12 Although there was no direct evidence that the vehicle had been impounded pursuant to s 39(4), it is common ground that the police refused to return the vehicle to Ms Russo when she made a formal request that they do so. In these circumstances I am satisfied that the vehicle has been impounded under s 39(4).

13 Having satisfied myself that the Tribunal has jurisdiction to deal with this matter, I will go on to determine whether an order for release of the vehicle should be made.

Factors to be taken into account in determining whether to release an impounded vehicle

14 Under Clause 3 of Schedule 1 “The Commissioner is to retain a vehicle impounded under section 39 until such time as the offence for which it was impounded is dealt with by a court or by the offender under Division 1 of Part 3 of this Act, unless it is sooner released under clause 5 or 6 or in accordance with the regulations.”

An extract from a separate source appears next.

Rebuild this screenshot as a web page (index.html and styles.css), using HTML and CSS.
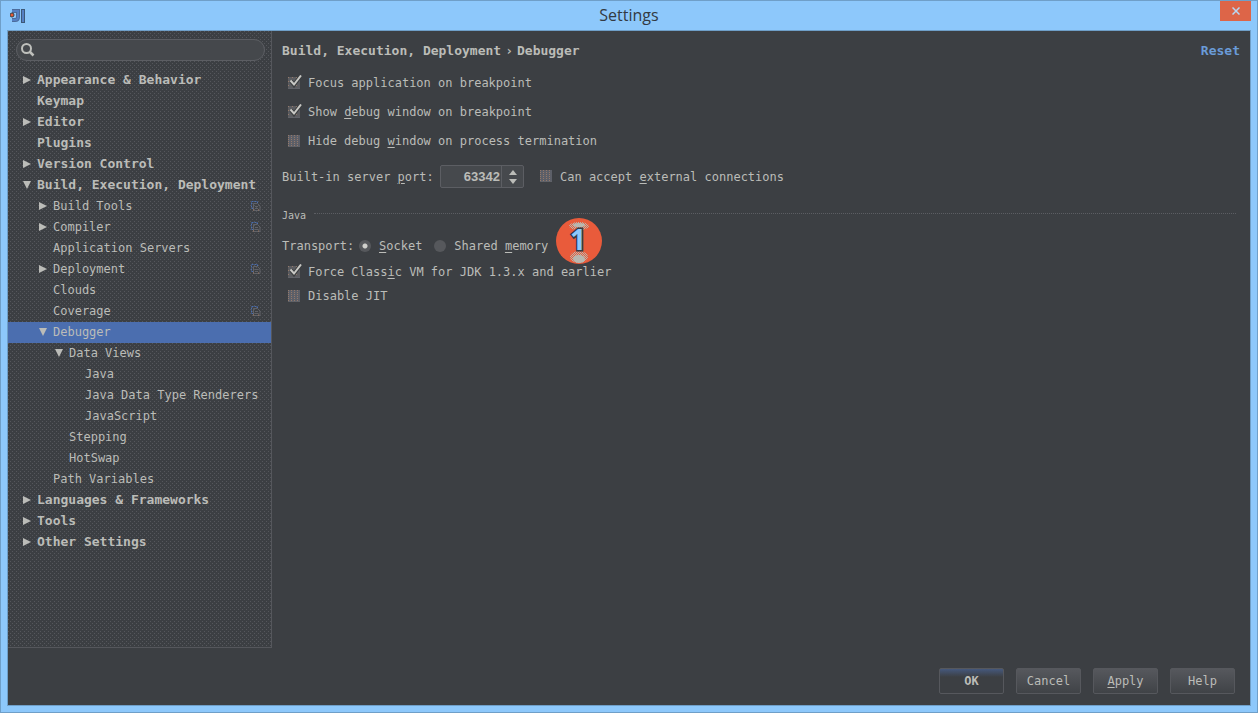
FILE: index.html
```
<!DOCTYPE html>
<html lang="en">
<head>
<meta charset="utf-8">
<title>Settings</title>
<link rel="stylesheet" href="styles.css">
</head>
<body>
<svg class="defs" aria-hidden="true">
  <symbol id="right" viewBox="0 0 8 8"><path d="M0 0L8 4L0 8Z"/></symbol>
  <symbol id="down" viewBox="0 0 8 8"><path d="M0 0H8L4 8Z"/></symbol>
  <symbol id="copy" viewBox="0 0 10 10"><path d="M2.500 7.500H.5V.5H6.500V2" fill="none" stroke="#4b6eaf" stroke-dasharray="2 1"/><path d="M2.500 2.500H6.500L9 5V9.500H2.500Z" fill="none" stroke="#606268"/><path d="M4 5.500H7M4 7.500H7" stroke="#606268"/><path d="M2 9h1M7 9h1" stroke="#a07860"/></symbol>
  <symbol id="tick" viewBox="0 0 14 14"><path d="M3 6L6 10L12.500 1" fill="none" stroke="#3c3f41" stroke-width="4"/><path d="M2.500 5.500L6 9.500L13 .5" fill="none" stroke="#c8c8c4" stroke-width="2"/></symbol>
</svg>
<div class="window">
  <header class="titlebar">
    <svg class="logo" width="16" height="16" viewBox="0 0 16 16" aria-hidden="true"><path d="M2 3H8V9Q8 12 5 12H2" fill="none" stroke="#4c6c9c" stroke-width="4"/><path d="M13 1V15" stroke="#3c5878" stroke-width="4"/><path d="M2 3H8V9Q8 12 5 12H2M13 2V14" fill="none" stroke="#5580c4" stroke-width="2"/><circle cx="2" cy="7" r="2" fill="#e85a38" stroke="#3c3f41"/></svg>
    <h1 class="title">Settings</h1>
    <button class="close" aria-label="Close"><svg width="8" height="8" viewBox="0 0 8 8"><path d="M.5 .5L7.500 7.500M7.500 .5L.5 7.500" stroke="#b8d8f4" stroke-width="1.500"/></svg></button>
  </header>
  <div class="dialog">
    <div class="columns">
      <nav class="sidebar" aria-label="Settings categories">
        <label class="search"><svg width="14" height="14" viewBox="0 0 14 14" aria-hidden="true"><circle cx="5.500" cy="5.500" r="4.500" fill="none" stroke="#bfc0bc" stroke-width="2"/><path d="M8.500 8.500L12.500 12.500" stroke="#bfc0bc" stroke-width="2.500"/></svg><input type="search" aria-label="Search settings"></label>
        <ul class="tree">
          <li><button class="row top"><svg class="arrow"><use href="#right"/></svg>Appearance &amp; Behavior</button></li>
          <li><button class="row top"><span class="arrow"></span>Keymap</button></li>
          <li><button class="row top"><svg class="arrow"><use href="#right"/></svg>Editor</button></li>
          <li><button class="row top"><span class="arrow"></span>Plugins</button></li>
          <li><button class="row top"><svg class="arrow"><use href="#right"/></svg>Version Control</button></li>
          <li><button class="row top"><svg class="arrow"><use href="#down"/></svg>Build, Execution, Deployment</button></li>
          <li><button class="row level1"><svg class="arrow"><use href="#right"/></svg>Build Tools<svg class="copy"><use href="#copy"/></svg></button></li>
          <li><button class="row level1"><svg class="arrow"><use href="#right"/></svg>Compiler<svg class="copy"><use href="#copy"/></svg></button></li>
          <li><button class="row level1"><span class="arrow"></span>Application Servers</button></li>
          <li><button class="row level1"><svg class="arrow"><use href="#right"/></svg>Deployment<svg class="copy"><use href="#copy"/></svg></button></li>
          <li><button class="row level1"><span class="arrow"></span>Clouds</button></li>
          <li><button class="row level1"><span class="arrow"></span>Coverage<svg class="copy"><use href="#copy"/></svg></button></li>
          <li><button class="row level1 selected"><svg class="arrow"><use href="#down"/></svg>Debugger</button></li>
          <li><button class="row level2"><svg class="arrow"><use href="#down"/></svg>Data Views</button></li>
          <li><button class="row level3"><span class="arrow"></span>Java</button></li>
          <li><button class="row level3"><span class="arrow"></span>Java Data Type Renderers</button></li>
          <li><button class="row level3"><span class="arrow"></span>JavaScript</button></li>
          <li><button class="row level2"><span class="arrow"></span>Stepping</button></li>
          <li><button class="row level2"><span class="arrow"></span>HotSwap</button></li>
          <li><button class="row level1"><span class="arrow"></span>Path Variables</button></li>
          <li><button class="row top"><svg class="arrow"><use href="#right"/></svg>Languages &amp; Frameworks</button></li>
          <li><button class="row top"><svg class="arrow"><use href="#right"/></svg>Tools</button></li>
          <li><button class="row top"><svg class="arrow"><use href="#right"/></svg>Other Settings</button></li>
        </ul>
      </nav>
      <main class="panel">
        <div class="heading"><h2 class="crumbs"><span>Build, Execution, Deployment</span><span class="sep">›</span><span>Debugger</span></h2><a class="reset" href="#">Reset</a></div>
        <div class="checks">
          <label class="check"><span class="box"><input type="checkbox" checked><svg class="tick"><use href="#tick"/></svg></span><span>Focus application on breakpoint</span></label>
          <label class="check"><span class="box"><input type="checkbox" checked><svg class="tick"><use href="#tick"/></svg></span><span>Show <u>d</u>ebug window on breakpoint</span></label>
          <label class="check"><span class="box"><input type="checkbox"><svg class="tick"><use href="#tick"/></svg></span><span>Hide debug <u>w</u>indow on process termination</span></label>
        </div>
        <div class="server">
          <label class="port-label" for="port">Built-in server <u>p</u>ort:</label>
          <div class="spinner"><input id="port" type="text" value="63342"><div class="steps"><button aria-label="Increase"><svg width="8" height="5" viewBox="0 0 8 5"><path d="M0 5L4 0L8 5Z"/></svg></button><button aria-label="Decrease"><svg width="8" height="5" viewBox="0 0 8 5"><path d="M0 0H8L4 5Z"/></svg></button></div></div>
          <label class="check"><span class="box"><input type="checkbox"><svg class="tick"><use href="#tick"/></svg></span><span>Can accept <u>e</u>xternal connections</span></label>
        </div>
        <h3 class="group">Java</h3>
        <div class="transport" role="radiogroup" aria-label="Transport">
          <span class="transport-label">Transport:</span>
          <label class="radio"><input type="radio" name="transport" checked><span><u>S</u>ocket</span></label>
          <label class="radio"><input type="radio" name="transport"><span>Shared <u>m</u>emory</span></label>
          <span class="anchor"><svg class="badge" width="46" height="46" viewBox="0 0 46 46"><defs><pattern id="grain" width="2" height="2" patternUnits="userSpaceOnUse"><path d="M0 0h1v1H0zM1 1h1v1H1z" fill="#b8b8b0"/></pattern></defs><circle cx="23" cy="23" r="23" fill="#e95b3b"/><ellipse cx="23" cy="8" rx="10" ry="4" fill="url(#grain)"/><ellipse cx="23" cy="7" rx="6" ry="2" fill="#b8b8b0"/><ellipse cx="23" cy="39" rx="9" ry="6" fill="url(#grain)"/><ellipse cx="23" cy="41" rx="6" ry="4" fill="#b8b8b0"/><text x="22" y="32" text-anchor="middle">1</text></svg></span>
        </div>
        <div class="java-checks">
          <label class="check"><span class="box"><input type="checkbox" checked><svg class="tick"><use href="#tick"/></svg></span><span>Force Class<u>i</u>c VM for JDK 1.3.x and earlier</span></label>
          <label class="check"><span class="box"><input type="checkbox"><svg class="tick"><use href="#tick"/></svg></span><span>Disable JIT</span></label>
        </div>
      </main>
    </div>
    <footer class="actions">
      <button class="action primary">OK</button>
      <button class="action">Cancel</button>
      <button class="action"><span><u>A</u>pply</span></button>
      <button class="action">Help</button>
    </footer>
  </div>
</div>
</body>
</html>
```
FILE: styles.css
```
* { box-sizing: border-box; }
body { margin: 0; background: #8dc8fb; color: #bbbcb8; font: 12px/16px "DejaVu Sans Mono", "Liberation Mono", monospace; }
h1, h2, h3, ul { margin: 0; padding: 0; font: inherit; }
ul { list-style: none; }
button, input { margin: 0; padding: 0; border: 0; background: none; color: inherit; font: inherit; }
svg { display: block; fill: #bbbcb8; flex: none; }
u { text-underline-offset: 2px; }
.defs { position: absolute; width: 0; height: 0; }
.window { min-height: 100vh; display: flex; flex-direction: column; border: 1px solid #6f9fc8; padding: 0 6px 6px; }
.titlebar { display: grid; grid-template-columns: 1fr auto 1fr; height: 29px; align-items: center; }
.logo { margin-left: 3px; }
.title { padding-bottom: 2px; font: 16px/20px "Open Sans", sans-serif; color: #333a42; }
.close { justify-self: end; align-self: start; width: 31px; height: 20px; display: grid; place-items: center; background: #dd6548; }
.dialog { flex: 1; display: flex; flex-direction: column; border: 1px solid #6f9fc8; background: #3c3f43; }
.columns { flex: 1; display: flex; }
.sidebar { width: 264px; flex: none; padding: 8px 0; border-right: 1px solid #55575c; border-bottom: 1px solid #55575c;
  background-color: #3c3f43;
  background-image: conic-gradient(from 270deg at 1px 1px, #55575c 90deg, transparent 0), conic-gradient(from 270deg at 1px 1px, #55575c 90deg, transparent 0);
  background-position: 0 0, 2px 2px;
  background-size: 4px 4px; }
.search { display: flex; align-items: center; gap: 8px; height: 22px; margin: 0 6px 9px 8px; padding: 0 8px 0 4px; border: 1px solid #5c5e63; border-radius: 11px; background: #45484c; }
.search input { flex: 1; min-width: 0; outline: 0; }
.row { display: flex; align-items: center; width: 100%; height: 21px; padding-right: 10px; padding-bottom: 2px; gap: 6px; text-align: left; white-space: nowrap; }
.arrow { width: 8px; height: 8px; flex: none; }
.top { padding-left: 15px; font-weight: bold; font-size: 13px; }
.level1 { padding-left: 31px; }
.level2 { padding-left: 47px; }
.level3 { padding-left: 63px; }
.selected { background: #4b6eaf; }
.copy { width: 10px; height: 10px; margin-left: auto; }
.panel { flex: 1; min-width: 0; padding: 12px 10px; }
.heading { display: flex; justify-content: space-between; font-size: 13px; font-weight: bold; }
.crumbs { display: flex; gap: 4px; }
.reset { color: #6a9bd8; text-decoration: none; }
.checks { display: flex; flex-direction: column; align-items: flex-start; gap: 13px; margin: 16px 0 0 6px; }
.check { display: flex; align-items: center; gap: 8px; white-space: nowrap; }
.box { display: grid; width: 12px; height: 13px; }
.box input { appearance: none; grid-area: 1 / 1; width: 12px; height: 12px; border-bottom: 1px solid #606268;
  background: conic-gradient(from 270deg at 1px 1px, #94796a 90deg, transparent 0) 0 0 / 3px 2px #5c5f68; }
.box input:checked { background-color: #5b5c60; background-size: 4px 4px; }
.tick { grid-area: 1 / 1; width: 14px; height: 14px; margin-top: -2px; visibility: hidden; }
input:checked + .tick { visibility: visible; }
.server { display: flex; align-items: center; margin-top: 16px; }
.port-label { min-width: 158px; }
.spinner { display: flex; width: 84px; height: 23px; margin-right: 16px; border: 1px solid #5c5e63; border-radius: 2px; background: #46494d; }
.spinner input { flex: 1; min-width: 0; text-align: right; padding-right: 1px; font: bold 13px/20px "Liberation Sans", sans-serif; }
.steps { width: 22px; border-left: 1px solid #5c5e63; display: grid; gap: 4px; align-content: center; justify-content: center; }
.steps button { display: block; }
.group { display: flex; align-items: flex-start; gap: 8px; margin: 20px 4px 0 0; font-size: 10px; }
.group::after { content: ""; flex: 1; margin-top: 5px; border-top: 1px dotted #5c5e63; }
.transport { display: flex; align-items: center; margin-top: 14px; }
.transport-label { min-width: 77px; }
.radio { display: flex; align-items: center; gap: 8px; margin-right: 12px; white-space: nowrap; }
.radio + .radio { margin-right: 8px; }
.radio input { appearance: none; width: 12px; height: 12px; border-radius: 50%; background: #56585c; }
.radio input:checked { background: radial-gradient(circle, #d0d0cc 2px, #56585c 3px); }
.anchor { position: relative; }
.badge { position: absolute; top: -28px; left: 0; }
.badge text { font: bold 28px "Open Sans", sans-serif; fill: #8dc8fb; stroke: #343a42; stroke-width: 3px; paint-order: stroke; }
.java-checks { display: flex; flex-direction: column; align-items: flex-start; gap: 8px; margin: 10px 0 0 6px; }
.actions { display: flex; justify-content: flex-end; gap: 12px; padding: 20px 15px 11px; }
.action { display: grid; place-items: center; width: 65px; height: 26px; border: 1px solid #56585d; border-radius: 2px; background: linear-gradient(#56585d, #404347); }
.primary { background: linear-gradient(#45587c, #3c3f43 8px); font-weight: bold; }
```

15 In the normal course of events, the Commissioner would retain a vehicle such as that owned by Ms Russo until the matter was dealt with by a court or the fine paid. As mentioned above, neither of these events has yet occurred. Ms Russo has applied to the Commissioner under Clause 5 of Schedule 1 for the release of her vehicle, but that application has been refused. I will consider the circumstances of that refusal in more detail below.

16 The Tribunal is not limited to the circumstances that the Commissioner can consider under Clause 5. Under Clause 4 of Schedule 1:

      The Tribunal is not limited by the provisions of clause 5 (relating to release of the vehicle on application to the Commissioner) and is entitled in any case to have regard not only to the public interest but to any alleged hardship or other circumstances of the case.(Words in brackets added.)

17 In this case, the public interest consideration in favour of not releasing the vehicle are that it reduces the risk that any further offence will be committed. It also acts as an added penalty for the commission of the offence. The alleged hardship and other circumstances are that Ms Russo is unable to use her vehicle to commute to and from the train station, or to do her shopping or take her other children to various activities. Ms Russo gave evidence that she has banned her son from using the car and that he rides his push bike to work.

18 Given that Ms Russo was not involved in this offence in any way and that it is her vehicle that has been impounded, I am satisfied that the public interest considerations do not override the hardship that she is experiencing by not having access to her vehicle. I have also taken into account the fact that Ms Russo has forbidden her son from driving her car in the future.

19 Consequently, I order that impounded vehicle, registration number AFD 17S, be released into the custody of Ms Lisa Russo. The Tribunal also has power to determine whether or not the prescribed fees for storage of the vehicle by the Commissioner, or some of those fees, are payable by the applicant to the Commissioner (Schedule 1, Cl 6(7)). Mr Tunks, representing the Commissioner, had no objection to the Tribunal ordering that any such fee not be payable by the applicant. He also consented to an order that Ms Russo not be liable for any towing fees.

20 These orders do not preclude a decision being made under s 40 to impound or forfeit the vehicle under that section at some time in the future. However, the Tribunal would have jurisdiction to order the release of an impounded vehicle or stay any order or direction for forfeiture of the vehicle (Schedule 1 Clause 2).

Conduct of the police in relation to this matter

21 Ms Russo gave evidence that she applied to have her vehicle released and that she was told verbally by Inspector Pateman that she would not be getting the vehicle back. No reasons were given for this decision. Under Clause 5 of Schedule 1, the Commissioner can make a determination as to whether to release a vehicle. Although it appears that such a determination was made in this case, no reasons were given either verbally or in writing. The principles of procedural fairness and sound decision making suggest that it would be desirable for the Commissioner’s delegate to either explain in detail the reasons for a decision or preferably, to set out those reasons in writing.